With the base material suction-cupped to the template, we break out a router with a bearing bit to follow the template and begin to cut out the bases. “The base is the foundation of the ski’s final shape,” Caleb explains. “Everything from this point on will match up with the bases you’re cutting now… so no pressure.” Indeed. Screw this part up and the skis won’t match, but there’s something deeply satisfying about cutting out a perfectly matched set and the template and router make the whole process fairly idiot-proof.
Once the bases are cut and matched, it’s time to set the edges. It’s definitely a two-man job as both edges of the ski need to be set simultaneously. Caleb helps me cut the German-made steel, glue it in down and hold it in place with dozens of clamps.

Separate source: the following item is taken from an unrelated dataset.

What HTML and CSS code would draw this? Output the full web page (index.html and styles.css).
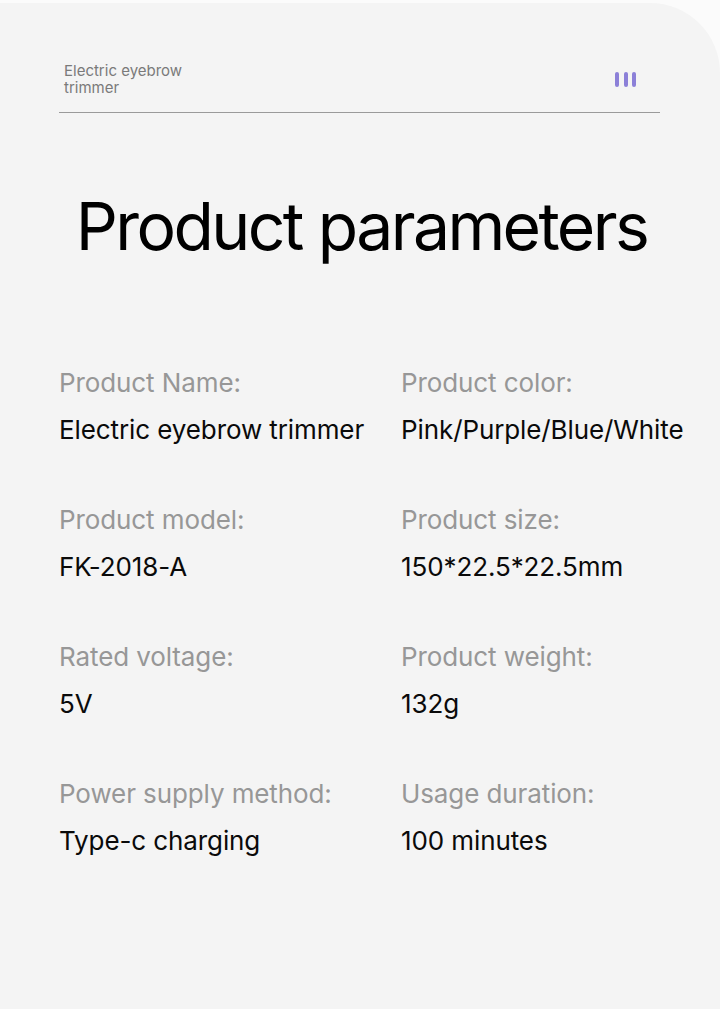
FILE: index.html
```html
<!DOCTYPE html>
<html>
<head>
<meta charset="utf-8">
<link rel="stylesheet" href="styles.css">
</head>
<body>
<div class="card">
  <header class="top">
    <div class="brand">Electric eyebrow<br>trimmer</div>
    <div class="bars"><span></span><span></span><span></span></div>
  </header>
  <h1 class="title">Product parameters</h1>
  <div class="grid">
    <div class="item"><div class="label">Product Name:</div><div class="value">Electric eyebrow trimmer</div></div>
    <div class="item"><div class="label">Product color:</div><div class="value">Pink/Purple/Blue/White</div></div>
    <div class="item"><div class="label">Product model:</div><div class="value">FK-2018-A</div></div>
    <div class="item"><div class="label">Product size:</div><div class="value">150*22.5*22.5mm</div></div>
    <div class="item"><div class="label">Rated voltage:</div><div class="value">5V</div></div>
    <div class="item"><div class="label">Product weight:</div><div class="value">132g</div></div>
    <div class="item"><div class="label">Power supply method:</div><div class="value">Type-c charging</div></div>
    <div class="item"><div class="label">Usage duration:</div><div class="value">100 minutes</div></div>
  </div>
</div>
</body>
</html>
```
FILE: styles.css
```css
html, body { margin: 0; padding: 0; }
body {
  background: #fbfbfb;
  font-family: "Inter", "Noto Sans", sans-serif;
  width: 720px;
  height: 1009px;
  overflow: hidden;
}
.card {
  margin-top: 3px;
  height: 1006px;
  background: #f4f4f4;
  border-top-right-radius: 70px;
  box-sizing: border-box;
  padding: 0 60px 0 59px;
}
.top {
  display: flex;
  justify-content: space-between;
  align-items: flex-start;
  padding: 59px 24px 0 5px;
  height: 50px;
  border-bottom: 1px solid #9a9a9a;
}
.brand {
  font-size: 15px;
  line-height: 17px;
  color: #7a7a7a;
}
.bars {
  display: flex;
  gap: 4.5px;
  margin-top: 10px;
}
.bars span {
  width: 4px;
  height: 15px;
  border-radius: 2px;
  background: #8c80d8;
}
.title {
  margin: 73px 0 0 0;
  text-align: center;
  white-space: nowrap;
  font-weight: 400;
  font-size: 66px;
  line-height: 80px;
  color: #000;
  letter-spacing: -2.6px;
  padding-left: 4px;
}
.grid {
  margin-top: 97px;
  display: grid;
  grid-template-columns: 342px 1fr;
  row-gap: 50px;
}
.label {
  font-size: 26px;
  line-height: 40px;
  color: #979797;
  letter-spacing: -0.1px;
}
.value {
  margin-top: 7px;
  font-size: 26px;
  line-height: 40px;
  color: #0a0a0a;
  letter-spacing: -0.1px;
}
```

Then we take a break and let the adhesive do its thing. At this point, Caleb breaks out the various thin strips of hardwoods and lays them on the ping pong table for me to check out. I study them and eventually decide to go with the deep swirling grain and rich brown colors of African bubinga.
While we wait for the glue to dry, we busy ourselves cutting fiberglass sheets to the right dimensions—a little over 6 feet for my skis as their finished length will be 5’11” (approximately 180cm). Eschewing the European style of measurement with centimeters, Caleb prefers the feet and inches notation that surfboard shapers use. And just like a chef getting ready to cook, Caleb makes sure everything for the next step of “laying in” the ski is in place. We measure the resin and the catalyst—precision is key— and mix. Timing is critical at this stage of the process because there is limited time before the fiberglass and resin harden. Caleb places the pre-cut fiberglass sheets next to four smaller patches of Kevlar cloth and the veneer of bubinga wood. He puts all the items in the proper order alongside the custom wooden ski press, which will serve as the mold for the skis.

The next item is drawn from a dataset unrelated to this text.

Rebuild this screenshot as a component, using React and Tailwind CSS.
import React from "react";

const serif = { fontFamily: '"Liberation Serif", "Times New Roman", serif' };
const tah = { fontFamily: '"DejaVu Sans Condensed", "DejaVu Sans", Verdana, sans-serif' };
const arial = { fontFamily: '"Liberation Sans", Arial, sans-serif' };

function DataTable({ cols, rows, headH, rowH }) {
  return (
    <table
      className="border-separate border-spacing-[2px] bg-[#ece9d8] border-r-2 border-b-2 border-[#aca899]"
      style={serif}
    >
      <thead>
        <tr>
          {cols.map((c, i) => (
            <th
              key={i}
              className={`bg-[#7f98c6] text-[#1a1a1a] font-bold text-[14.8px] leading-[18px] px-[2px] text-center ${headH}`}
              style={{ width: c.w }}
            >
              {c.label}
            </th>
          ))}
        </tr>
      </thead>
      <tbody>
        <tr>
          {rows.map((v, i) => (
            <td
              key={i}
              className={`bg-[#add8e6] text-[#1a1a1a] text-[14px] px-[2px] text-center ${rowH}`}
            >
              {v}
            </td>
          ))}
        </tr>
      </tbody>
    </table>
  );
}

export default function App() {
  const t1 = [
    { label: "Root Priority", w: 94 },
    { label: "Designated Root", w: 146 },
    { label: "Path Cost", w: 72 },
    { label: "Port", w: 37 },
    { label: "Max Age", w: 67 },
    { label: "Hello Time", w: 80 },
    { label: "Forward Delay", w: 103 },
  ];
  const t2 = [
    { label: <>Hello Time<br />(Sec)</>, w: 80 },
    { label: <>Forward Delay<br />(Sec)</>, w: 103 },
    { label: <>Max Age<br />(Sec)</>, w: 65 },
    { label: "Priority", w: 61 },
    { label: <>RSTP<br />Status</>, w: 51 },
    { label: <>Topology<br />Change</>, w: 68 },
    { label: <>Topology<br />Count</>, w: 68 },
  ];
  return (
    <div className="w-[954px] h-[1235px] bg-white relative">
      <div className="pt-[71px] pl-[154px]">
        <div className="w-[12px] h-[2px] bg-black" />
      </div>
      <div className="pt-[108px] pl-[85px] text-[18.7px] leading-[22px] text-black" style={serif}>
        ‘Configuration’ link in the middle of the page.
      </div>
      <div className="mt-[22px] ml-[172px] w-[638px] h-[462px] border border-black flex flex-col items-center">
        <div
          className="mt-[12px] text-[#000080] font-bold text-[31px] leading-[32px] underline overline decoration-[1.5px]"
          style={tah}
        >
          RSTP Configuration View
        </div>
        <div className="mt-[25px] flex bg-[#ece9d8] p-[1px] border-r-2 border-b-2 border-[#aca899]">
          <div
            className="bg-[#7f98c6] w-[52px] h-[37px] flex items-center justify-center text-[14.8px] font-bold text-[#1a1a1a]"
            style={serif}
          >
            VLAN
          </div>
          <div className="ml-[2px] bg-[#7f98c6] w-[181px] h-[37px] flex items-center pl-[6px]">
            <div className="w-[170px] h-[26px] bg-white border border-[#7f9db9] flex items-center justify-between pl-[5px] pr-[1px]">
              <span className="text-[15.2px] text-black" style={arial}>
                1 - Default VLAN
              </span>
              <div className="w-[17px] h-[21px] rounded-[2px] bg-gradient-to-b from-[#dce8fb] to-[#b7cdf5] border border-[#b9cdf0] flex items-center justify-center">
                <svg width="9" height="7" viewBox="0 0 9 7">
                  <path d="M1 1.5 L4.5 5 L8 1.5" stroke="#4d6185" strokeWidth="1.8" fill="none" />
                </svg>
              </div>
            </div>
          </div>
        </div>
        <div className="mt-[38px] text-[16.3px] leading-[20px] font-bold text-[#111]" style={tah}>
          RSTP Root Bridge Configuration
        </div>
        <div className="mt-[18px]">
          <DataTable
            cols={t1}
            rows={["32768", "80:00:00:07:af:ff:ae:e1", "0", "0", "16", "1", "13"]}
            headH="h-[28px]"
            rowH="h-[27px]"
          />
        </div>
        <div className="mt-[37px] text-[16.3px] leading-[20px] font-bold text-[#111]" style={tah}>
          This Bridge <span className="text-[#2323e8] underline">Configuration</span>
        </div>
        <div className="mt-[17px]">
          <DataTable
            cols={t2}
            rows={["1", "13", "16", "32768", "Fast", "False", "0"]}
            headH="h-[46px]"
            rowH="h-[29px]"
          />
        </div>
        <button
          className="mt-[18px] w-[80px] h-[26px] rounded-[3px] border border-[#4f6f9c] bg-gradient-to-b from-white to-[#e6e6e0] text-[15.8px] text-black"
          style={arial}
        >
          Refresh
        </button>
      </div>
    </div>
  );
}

I carefully set the bases on the ski press. After I lay the first piece of fiberglass cloth on top of the bases, Caleb shows me how to saturate the cloth with resin or how to “wet out” the ski; not too much and not too little. “The trick is in spreading it evenly,” he says. The bamboo core is next, along with a little more resin and then another sheet of fiberglass and the Kevlar patches “to increase the torsional stability of the ski.” The bubinga veneer goes on last with one more oat of resin. We make some tiny adjustments, making sure everything is centered and flush, before placing the entire press inside the vacuum bag and sealing it. As the industrial vacuum pulls all the air out of the bag, the skis receive consistent and even pressure which helps bond them together. They’ll stay in the vacuum bag overnight before we take them out and cut them apart. “Think of the ski press as the bread pan,” Caleb explains. “It’s what gives the ski its shape. And the vacuum bag is the oven, where all the different ingredients come together.”
It will takeanother couple of days to cut apart the skis (they come out of the bag in a single sheet), sand and varnish the veneer top sheet, and grind out the epoxy from the bases and edges while letting the resin cure. The entire process is done by hand and slowly but surely a beautiful pair of skis emerges, filled with the magic and love that only making something from scratch can bestow.

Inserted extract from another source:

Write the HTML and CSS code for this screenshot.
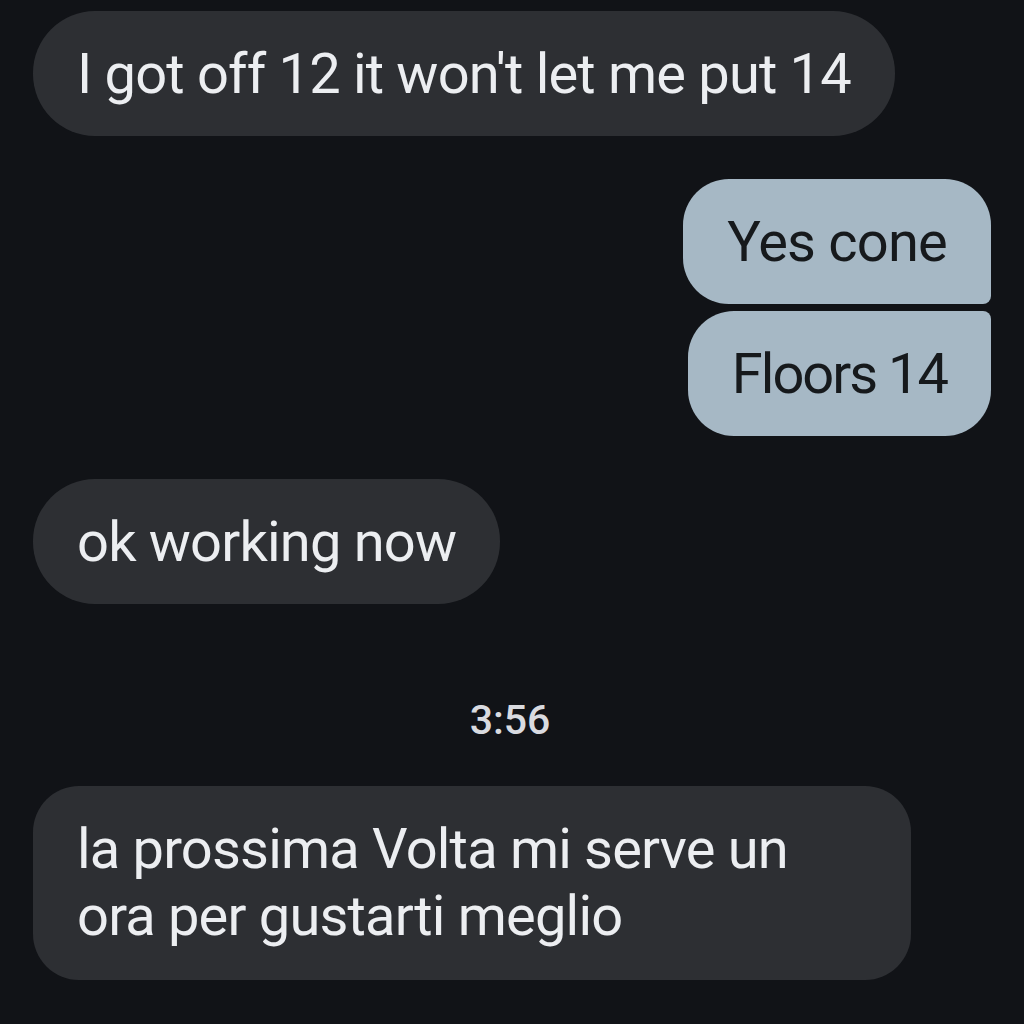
FILE: index.html
```html
<!DOCTYPE html>
<html lang="en">
<head>
    <meta charset="UTF-8">
    <meta name="viewport" content="width=device-width, initial-scale=1.0">
    <title>Messages</title>
    <link rel="stylesheet" href="styles.css">
</head>
<body>
    <div class="thread">
        <div class="group">
            <div class="bubble received">I got off 12 it won't let me put 14</div>
        </div>
        <div class="group outgoing">
            <div class="bubble sent first">Yes cone</div>
            <div class="bubble sent last tight">Floors 14</div>
        </div>
        <div class="group">
            <div class="bubble received">ok working now</div>
        </div>
        <div class="timestamp">3:56</div>
        <div class="group">
            <div class="bubble received wide">la prossima Volta mi serve un<br>ora per gustarti meglio</div>
        </div>
    </div>
</body>
</html>
```

FILE: styles.css
```css
body {
    margin: 0;
    background: #111317;
    font-family: Roboto, 'Noto Sans', sans-serif;
    min-height: 100vh;
}
.thread {
    display: flex;
    flex-direction: column;
    gap: 43px;
    padding: 11px 33px 0;
}
.group {
    display: flex;
    flex-direction: column;
    align-items: flex-start;
    gap: 7px;
}
.group.outgoing {
    align-items: flex-end;
}
.bubble {
    font-size: 56px;
    letter-spacing: -0.8px;
    line-height: 67px;
    padding: 30px 44px 28px;
    border-radius: 62px;
}
.received {
    background: #2d2f33;
    color: #eceef1;
}
.received.wide {
    width: 790px;
    padding-bottom: 30px;
    border-radius: 46px;
}
.sent {
    background: #a6b8c5;
    color: #16191c;
}
.sent.first {
    border-radius: 46px 46px 8px 46px;
}
.sent.last {
    border-radius: 46px 8px 46px 46px;
}
.sent.tight {
    letter-spacing: -2px;
}
.timestamp {
    text-align: center;
    color: #d9dbe0;
    font-size: 41px;
    font-weight: 500;
    line-height: 48px;
    margin: 49px 0 -1px;
    padding-right: 4px;
}
```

The skis themselves are built to last. There are no graphics to go out of style, no plastic or foam that breaks down eventually and renders them disposable. They are not perfect, there’s a light spot where I sanded through the veneer top sheet and the beveled edges on top of the ski aren’t exactly symmetrical, but their imperfections are unapologetically my own and give the skis a unique character that I cherish. It is a deceivingly simple, rhythmic, and rewarding process. Down time is spent drinking beer from the kegerator and discussing the intricacies and nuances of different materials and different shapes, how they function together and what that might mean for the performance of the ski. It’s an intimate experience. One that only grows with the telling as each day spent on the snow with my skis offers new insights, frustrations, and excitement. “They are one-of-a-kind pieces of art created with minimal waste that you get to ride!” Caleb says, allowing his enthusiasm and passion to rise. “I just can’t think of anything else in the world I would rather make.”
Pulling out of that unassuming back alley looking out at views of Baldy and my new boards in the back of the truck, I feel like I was part of something undeniably special and cool. Something timeless. It was skiing of course. The same ski-stoked feeling that led Bob Smith to build ski goggles in his garage, or the Moe brothers to start a new magazine about skiing powder.
The idea of skiing’s soul being lost gets bandied about fairly often nowadays, but I challenge anyone to go and build a pair of skis from scratch at Big Wood Ski and not come away feeling like you’ve communed with a part of that old soul. Because while that old soul of skiing may be harder to find than it once was, thanks to people like Caleb Baukol and places like the 5B Garage and Big Wood Ski to celebrate the beauty, magic, art, culture, and life of the ski, it will never be lost.